Thursday, May 20, 2010

The Blog of Death (or Florida 2010, Series 2)

Overtired this week, frustrated with the outcome of the previous post, and reading in my spare minutes snatches from another book about the generation who attended Oxford in the 1920s, I was going to confess on an extravagant scale the truth that the day a person starts a blog is the day he has conceded that he has given up on life and is henceforward counting down the hours until the grave is finally reading to receive him, but, while I do think this is to a certain extent true, I have had a couple of hours to think it over and have decided not to take such an extreme line today.

My frustrating experiences, especially in recent years, in trying to compete against others in mastering ideas and perceiving the reality of events and situations in the real world has convinced me that I will never be able to do so, and has caused me to retreat into trying to find a framework by which to live ever more in forms and patterns, of writing and language, of traditions and stories, of aesthetics, of logical systems that are adaptable to my individual level while still remaining inspiring as well as possessed of meaning...Enough for today. Baby steps. My meanings will reveal themselves blatantly enough in time.

This is a Zoo/Park Featuring Exotic Animals. I will spare you more pictures of these, though there are some nice pictures of tortoises, my son holding a baby alligator, and so on. They Have a Shrine at this Zoo. Inside those windows are plaster dioramas featuring scenes from the life of Christ. I have a weakness for that kind of display, though these dioramas were especially amateurish as well as in need of some kind of cleaning/restoration.

Boat Tour of Lake Myakka, Myakka River State Park. This is a very pretty and well-maintained park about 20 miles inland from Sarasota. I think this lake might be man-made, though I forget. Though it is quite big, it is only 6 feet deep at its greatest depth. The Myakka river drains into it. The evil imported tilapila have totally infested it and have choked off the native aquatic life. The recent cold spell (note the attire of the people on the boat) meant that the edges of the lake were clogged with dead tilapila. The day that we went the sky above the lake was darkened with the circling of vultures all around it.

Alligators Out in the Sun. I saw more alligators elsewhere but it wasn't convenient to stop and gawk at them.

A Three (Five?) Story Tower Gets You Above the Treetops. This structure is buffeted terribly by the wind, so I didn't care for it too much. I'm gussing by the shadows this view is facing south. Good illustration of Florida's flat terrain. The state's highest elevation, which is up in the panhandle near Pensacola and all that, is I believe 381 feet, which I think is the lowest high elevation of any state, even Delaware! (Research confirms that this is true. The high point in Delaware is 448 feet. Florida's is actually only 345 feet.)

Probably a Hopeless Cause, But Trying to Add Scientific Activities to Our Repertoire. So far I have been moderately successful in focusing the moon clearly for about a half-second or so. The most satisfying use I have gotten from the telescope so far is turning it on distant buildings such as churches, old houses and such and examining the details of their roofs and upper storeys. We'll have to get it out in Vermont this summer and try to work on the sky again.

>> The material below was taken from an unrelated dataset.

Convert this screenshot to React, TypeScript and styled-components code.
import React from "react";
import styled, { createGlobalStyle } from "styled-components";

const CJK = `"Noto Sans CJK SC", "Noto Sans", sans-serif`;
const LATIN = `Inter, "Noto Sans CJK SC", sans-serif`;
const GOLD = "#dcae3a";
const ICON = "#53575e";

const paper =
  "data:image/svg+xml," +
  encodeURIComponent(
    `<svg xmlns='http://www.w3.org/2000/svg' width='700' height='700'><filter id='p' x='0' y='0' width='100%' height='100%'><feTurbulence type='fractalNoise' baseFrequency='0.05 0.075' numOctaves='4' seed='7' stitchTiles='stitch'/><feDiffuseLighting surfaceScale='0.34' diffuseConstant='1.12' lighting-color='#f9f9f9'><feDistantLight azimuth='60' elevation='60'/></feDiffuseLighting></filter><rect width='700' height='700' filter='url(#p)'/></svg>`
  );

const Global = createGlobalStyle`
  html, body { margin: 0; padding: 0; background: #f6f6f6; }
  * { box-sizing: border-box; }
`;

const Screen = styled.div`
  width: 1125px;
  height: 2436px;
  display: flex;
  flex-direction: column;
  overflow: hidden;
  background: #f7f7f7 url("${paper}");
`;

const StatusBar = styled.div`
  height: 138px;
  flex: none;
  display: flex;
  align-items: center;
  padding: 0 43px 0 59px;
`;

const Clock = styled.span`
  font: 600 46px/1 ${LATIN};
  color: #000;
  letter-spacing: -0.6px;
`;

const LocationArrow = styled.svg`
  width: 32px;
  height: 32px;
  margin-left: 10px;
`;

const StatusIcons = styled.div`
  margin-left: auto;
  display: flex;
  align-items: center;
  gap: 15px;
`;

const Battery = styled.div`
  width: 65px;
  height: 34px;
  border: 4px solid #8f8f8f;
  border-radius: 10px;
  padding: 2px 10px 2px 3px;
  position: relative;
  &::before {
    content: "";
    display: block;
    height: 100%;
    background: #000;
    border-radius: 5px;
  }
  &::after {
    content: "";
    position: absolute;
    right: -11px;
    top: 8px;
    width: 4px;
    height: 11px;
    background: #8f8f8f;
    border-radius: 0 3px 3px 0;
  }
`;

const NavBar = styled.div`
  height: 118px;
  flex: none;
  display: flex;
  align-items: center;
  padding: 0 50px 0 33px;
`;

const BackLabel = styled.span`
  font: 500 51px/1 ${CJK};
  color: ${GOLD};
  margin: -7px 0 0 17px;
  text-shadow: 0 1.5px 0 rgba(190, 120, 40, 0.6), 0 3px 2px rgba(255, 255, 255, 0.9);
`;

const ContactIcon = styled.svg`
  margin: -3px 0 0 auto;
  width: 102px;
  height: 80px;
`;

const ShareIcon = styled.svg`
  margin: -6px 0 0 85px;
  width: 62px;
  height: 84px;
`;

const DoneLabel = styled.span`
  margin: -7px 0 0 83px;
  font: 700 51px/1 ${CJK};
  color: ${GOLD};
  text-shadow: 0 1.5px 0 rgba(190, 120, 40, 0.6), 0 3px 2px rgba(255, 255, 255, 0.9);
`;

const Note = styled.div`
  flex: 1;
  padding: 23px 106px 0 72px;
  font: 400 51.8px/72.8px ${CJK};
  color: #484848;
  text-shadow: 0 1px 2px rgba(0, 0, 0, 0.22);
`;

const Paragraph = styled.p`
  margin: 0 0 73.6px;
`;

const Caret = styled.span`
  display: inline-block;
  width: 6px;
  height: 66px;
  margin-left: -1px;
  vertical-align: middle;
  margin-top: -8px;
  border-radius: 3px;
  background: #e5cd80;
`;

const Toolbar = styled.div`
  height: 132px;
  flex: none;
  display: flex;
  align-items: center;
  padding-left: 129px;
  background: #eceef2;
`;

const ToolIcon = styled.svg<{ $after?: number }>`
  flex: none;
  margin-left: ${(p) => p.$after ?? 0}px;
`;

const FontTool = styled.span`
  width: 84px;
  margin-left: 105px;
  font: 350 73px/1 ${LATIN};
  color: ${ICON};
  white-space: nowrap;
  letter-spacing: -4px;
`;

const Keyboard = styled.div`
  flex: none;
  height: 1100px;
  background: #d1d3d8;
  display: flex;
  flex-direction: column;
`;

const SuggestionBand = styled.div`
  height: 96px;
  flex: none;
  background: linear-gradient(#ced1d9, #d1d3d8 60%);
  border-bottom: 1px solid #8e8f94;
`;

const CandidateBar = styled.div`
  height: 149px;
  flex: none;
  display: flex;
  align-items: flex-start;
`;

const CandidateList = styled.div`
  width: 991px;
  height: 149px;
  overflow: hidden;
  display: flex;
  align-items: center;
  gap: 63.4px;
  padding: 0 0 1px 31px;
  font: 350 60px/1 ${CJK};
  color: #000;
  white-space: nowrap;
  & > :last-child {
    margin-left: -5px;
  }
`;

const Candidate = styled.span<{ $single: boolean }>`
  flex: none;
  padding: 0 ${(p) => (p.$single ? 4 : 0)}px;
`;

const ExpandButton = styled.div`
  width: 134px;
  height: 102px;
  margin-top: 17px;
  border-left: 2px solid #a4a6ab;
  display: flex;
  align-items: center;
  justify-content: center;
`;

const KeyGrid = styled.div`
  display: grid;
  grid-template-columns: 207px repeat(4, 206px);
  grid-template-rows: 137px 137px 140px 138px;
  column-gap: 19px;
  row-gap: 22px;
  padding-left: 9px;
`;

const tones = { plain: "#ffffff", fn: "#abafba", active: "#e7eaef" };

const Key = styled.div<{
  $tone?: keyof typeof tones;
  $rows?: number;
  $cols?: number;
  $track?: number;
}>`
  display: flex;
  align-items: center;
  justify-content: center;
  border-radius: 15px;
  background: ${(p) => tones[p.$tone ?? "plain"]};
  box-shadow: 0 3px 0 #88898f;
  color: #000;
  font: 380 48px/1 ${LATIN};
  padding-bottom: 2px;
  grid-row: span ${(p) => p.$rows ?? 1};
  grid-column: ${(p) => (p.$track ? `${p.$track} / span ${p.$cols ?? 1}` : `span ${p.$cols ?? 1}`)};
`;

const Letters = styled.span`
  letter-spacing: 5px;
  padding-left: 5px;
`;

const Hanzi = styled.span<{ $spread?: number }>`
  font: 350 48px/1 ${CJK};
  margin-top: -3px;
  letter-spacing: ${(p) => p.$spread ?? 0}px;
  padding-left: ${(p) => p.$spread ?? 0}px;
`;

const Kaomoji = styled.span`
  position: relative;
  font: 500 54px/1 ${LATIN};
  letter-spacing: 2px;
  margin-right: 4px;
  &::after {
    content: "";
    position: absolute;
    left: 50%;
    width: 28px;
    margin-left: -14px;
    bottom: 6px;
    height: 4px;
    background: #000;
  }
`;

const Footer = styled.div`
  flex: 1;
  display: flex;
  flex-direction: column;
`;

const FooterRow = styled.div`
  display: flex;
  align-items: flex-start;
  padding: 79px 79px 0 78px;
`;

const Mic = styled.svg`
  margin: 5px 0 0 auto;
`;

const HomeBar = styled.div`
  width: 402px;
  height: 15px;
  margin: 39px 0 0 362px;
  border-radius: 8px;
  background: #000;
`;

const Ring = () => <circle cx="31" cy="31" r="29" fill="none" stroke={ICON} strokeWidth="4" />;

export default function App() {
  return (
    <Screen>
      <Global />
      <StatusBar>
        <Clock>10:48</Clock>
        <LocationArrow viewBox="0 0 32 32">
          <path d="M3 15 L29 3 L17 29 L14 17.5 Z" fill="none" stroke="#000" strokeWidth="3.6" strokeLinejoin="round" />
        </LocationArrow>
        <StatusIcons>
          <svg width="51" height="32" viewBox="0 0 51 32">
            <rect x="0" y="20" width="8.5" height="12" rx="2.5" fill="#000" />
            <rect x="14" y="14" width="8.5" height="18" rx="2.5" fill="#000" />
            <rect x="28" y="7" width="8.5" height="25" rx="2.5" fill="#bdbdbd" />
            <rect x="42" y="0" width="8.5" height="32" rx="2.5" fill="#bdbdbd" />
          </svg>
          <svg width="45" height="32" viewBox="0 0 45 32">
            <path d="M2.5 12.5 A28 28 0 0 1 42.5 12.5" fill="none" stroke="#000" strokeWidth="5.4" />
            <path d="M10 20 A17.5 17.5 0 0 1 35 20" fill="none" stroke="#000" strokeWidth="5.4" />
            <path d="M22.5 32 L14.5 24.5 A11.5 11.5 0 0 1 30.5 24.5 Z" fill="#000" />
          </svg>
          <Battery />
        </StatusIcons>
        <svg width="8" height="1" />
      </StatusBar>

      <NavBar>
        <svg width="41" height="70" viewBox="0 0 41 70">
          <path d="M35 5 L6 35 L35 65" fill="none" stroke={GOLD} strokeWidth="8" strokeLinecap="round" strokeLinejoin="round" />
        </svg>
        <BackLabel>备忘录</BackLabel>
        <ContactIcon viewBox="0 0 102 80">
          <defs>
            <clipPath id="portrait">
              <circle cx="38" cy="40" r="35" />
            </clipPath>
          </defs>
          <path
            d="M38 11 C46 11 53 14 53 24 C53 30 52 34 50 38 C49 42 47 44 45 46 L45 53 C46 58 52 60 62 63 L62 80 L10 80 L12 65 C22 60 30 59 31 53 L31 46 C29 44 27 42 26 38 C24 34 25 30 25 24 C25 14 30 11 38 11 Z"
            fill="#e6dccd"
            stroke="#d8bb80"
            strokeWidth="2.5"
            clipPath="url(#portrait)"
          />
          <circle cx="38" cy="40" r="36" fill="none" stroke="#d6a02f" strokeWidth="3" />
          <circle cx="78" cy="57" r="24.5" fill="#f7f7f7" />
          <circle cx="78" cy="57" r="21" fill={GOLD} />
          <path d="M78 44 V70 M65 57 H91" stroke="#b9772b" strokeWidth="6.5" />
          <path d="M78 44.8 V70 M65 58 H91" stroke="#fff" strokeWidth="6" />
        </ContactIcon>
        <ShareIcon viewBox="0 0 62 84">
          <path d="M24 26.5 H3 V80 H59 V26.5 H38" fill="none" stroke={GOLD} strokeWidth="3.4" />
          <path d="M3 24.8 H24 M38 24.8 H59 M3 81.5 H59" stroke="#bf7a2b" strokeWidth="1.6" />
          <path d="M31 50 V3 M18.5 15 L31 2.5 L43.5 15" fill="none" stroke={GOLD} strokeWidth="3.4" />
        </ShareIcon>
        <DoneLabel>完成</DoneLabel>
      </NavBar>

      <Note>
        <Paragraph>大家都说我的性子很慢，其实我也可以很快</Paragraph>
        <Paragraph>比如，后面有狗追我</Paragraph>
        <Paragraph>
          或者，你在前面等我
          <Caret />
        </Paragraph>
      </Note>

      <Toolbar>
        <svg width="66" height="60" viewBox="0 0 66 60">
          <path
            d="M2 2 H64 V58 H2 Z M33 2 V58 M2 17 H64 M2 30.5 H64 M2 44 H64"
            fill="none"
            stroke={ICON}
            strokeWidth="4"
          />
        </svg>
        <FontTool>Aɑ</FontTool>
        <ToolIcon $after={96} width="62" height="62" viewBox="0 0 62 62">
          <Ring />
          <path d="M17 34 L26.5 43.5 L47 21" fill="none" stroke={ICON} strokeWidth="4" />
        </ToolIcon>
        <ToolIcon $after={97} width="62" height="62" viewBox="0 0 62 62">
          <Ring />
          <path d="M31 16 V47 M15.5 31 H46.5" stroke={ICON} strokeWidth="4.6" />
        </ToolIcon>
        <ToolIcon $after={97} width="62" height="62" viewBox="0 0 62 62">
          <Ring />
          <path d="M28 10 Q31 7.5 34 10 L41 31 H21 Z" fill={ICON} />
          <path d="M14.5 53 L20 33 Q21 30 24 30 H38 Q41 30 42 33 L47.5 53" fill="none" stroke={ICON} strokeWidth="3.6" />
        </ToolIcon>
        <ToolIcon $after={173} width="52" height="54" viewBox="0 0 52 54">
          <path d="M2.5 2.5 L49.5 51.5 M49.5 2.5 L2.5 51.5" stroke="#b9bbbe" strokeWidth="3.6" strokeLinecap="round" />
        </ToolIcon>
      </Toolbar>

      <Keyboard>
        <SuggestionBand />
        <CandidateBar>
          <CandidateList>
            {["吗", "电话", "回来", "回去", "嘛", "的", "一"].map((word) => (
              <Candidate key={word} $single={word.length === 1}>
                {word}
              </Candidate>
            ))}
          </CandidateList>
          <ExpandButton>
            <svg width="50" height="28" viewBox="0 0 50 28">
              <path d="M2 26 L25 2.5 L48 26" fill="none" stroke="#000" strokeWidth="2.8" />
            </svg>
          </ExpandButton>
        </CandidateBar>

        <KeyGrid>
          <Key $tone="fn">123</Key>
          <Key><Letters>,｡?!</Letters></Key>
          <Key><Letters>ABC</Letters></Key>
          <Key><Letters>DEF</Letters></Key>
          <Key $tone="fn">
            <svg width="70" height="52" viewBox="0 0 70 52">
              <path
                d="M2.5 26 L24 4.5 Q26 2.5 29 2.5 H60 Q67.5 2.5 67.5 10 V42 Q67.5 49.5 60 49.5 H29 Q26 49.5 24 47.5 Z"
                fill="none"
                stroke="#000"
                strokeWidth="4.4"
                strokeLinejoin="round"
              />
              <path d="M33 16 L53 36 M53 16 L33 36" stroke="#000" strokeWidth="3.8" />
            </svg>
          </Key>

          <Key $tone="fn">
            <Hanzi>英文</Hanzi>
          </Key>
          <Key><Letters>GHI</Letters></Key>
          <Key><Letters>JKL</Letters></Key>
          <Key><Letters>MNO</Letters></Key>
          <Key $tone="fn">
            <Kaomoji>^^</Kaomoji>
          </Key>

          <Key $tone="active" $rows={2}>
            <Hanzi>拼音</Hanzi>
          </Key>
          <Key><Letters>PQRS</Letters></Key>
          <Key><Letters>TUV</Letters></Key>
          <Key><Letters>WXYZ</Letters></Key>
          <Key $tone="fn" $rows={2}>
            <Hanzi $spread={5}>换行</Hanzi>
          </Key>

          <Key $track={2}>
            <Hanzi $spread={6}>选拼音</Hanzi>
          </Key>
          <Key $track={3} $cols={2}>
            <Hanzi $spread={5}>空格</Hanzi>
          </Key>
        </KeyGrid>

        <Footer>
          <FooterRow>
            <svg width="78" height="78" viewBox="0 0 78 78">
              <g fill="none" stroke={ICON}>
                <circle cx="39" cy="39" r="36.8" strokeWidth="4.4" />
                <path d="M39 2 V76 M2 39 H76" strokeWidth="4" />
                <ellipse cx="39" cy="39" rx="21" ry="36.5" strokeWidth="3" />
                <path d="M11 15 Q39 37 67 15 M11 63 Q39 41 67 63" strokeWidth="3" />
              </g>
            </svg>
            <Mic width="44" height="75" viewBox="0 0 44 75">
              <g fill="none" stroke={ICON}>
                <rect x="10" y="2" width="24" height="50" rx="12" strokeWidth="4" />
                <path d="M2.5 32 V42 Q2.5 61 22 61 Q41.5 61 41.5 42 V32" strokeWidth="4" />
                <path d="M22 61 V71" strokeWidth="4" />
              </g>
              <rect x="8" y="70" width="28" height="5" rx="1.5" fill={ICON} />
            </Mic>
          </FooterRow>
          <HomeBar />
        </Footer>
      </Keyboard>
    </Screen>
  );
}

We Say Goodbye to the Beach. It would have been a good day for kite flying.

It Doesn't Look that Bad, But it Must Have Been Cold. Usually there are people walking back and forth up and down this beach all day.

Dinner at Sonny's Bar-B-Q Pit. More chain fun. I sort of excuse myself because for years we didn't actually have all this stuff in New England (and they still don't in Vermont) so it was kind of like seeing the real America. Sonny's isn't the best food, but my three year for some reason has developed a great love for the idea of it, so we stopped there for him. The two times I've gone the waitresses have been the kind of sensible, healthy, unpretentious and good-looking All-American girls I like, so I guess I'll have to go back until my luck runs out.

This was in central Florida on the way back. According to conventional wisdom, while the coasts have been colonized by affluent east coasters and the panhandle in the north across to Jacksonville is still the redneck south, the center area, especially away from Orlando, has been settled by people from the midwest, which accounts for that area's being friendlier and less bombastic than the rest of the state. I don't know if that is true, though I am willing to believe it, but I do like the way the center still retains a little more of an old fashioned look, more orange groves, more train tracks, more one horse towns and farms and so on. There are some older sights there I mean to get around and see some year if I can ever plan my time properly. I wanted to visit the Bok Tower Gardens, which is a large preserve left by Edward Bok, Dutch immigrant, editor of the Ladies' Home Journal and author of the once-classic but now forgotten autobiography The Americanization of Edward Bok, to the state when he died in 1931. The site is not especially well known either--I only read about it in my 1962 encyclopedia--but it's still there, still kept up, and people who have been say (on the internet) that it's really a great place. So maybe next year I'll get over there.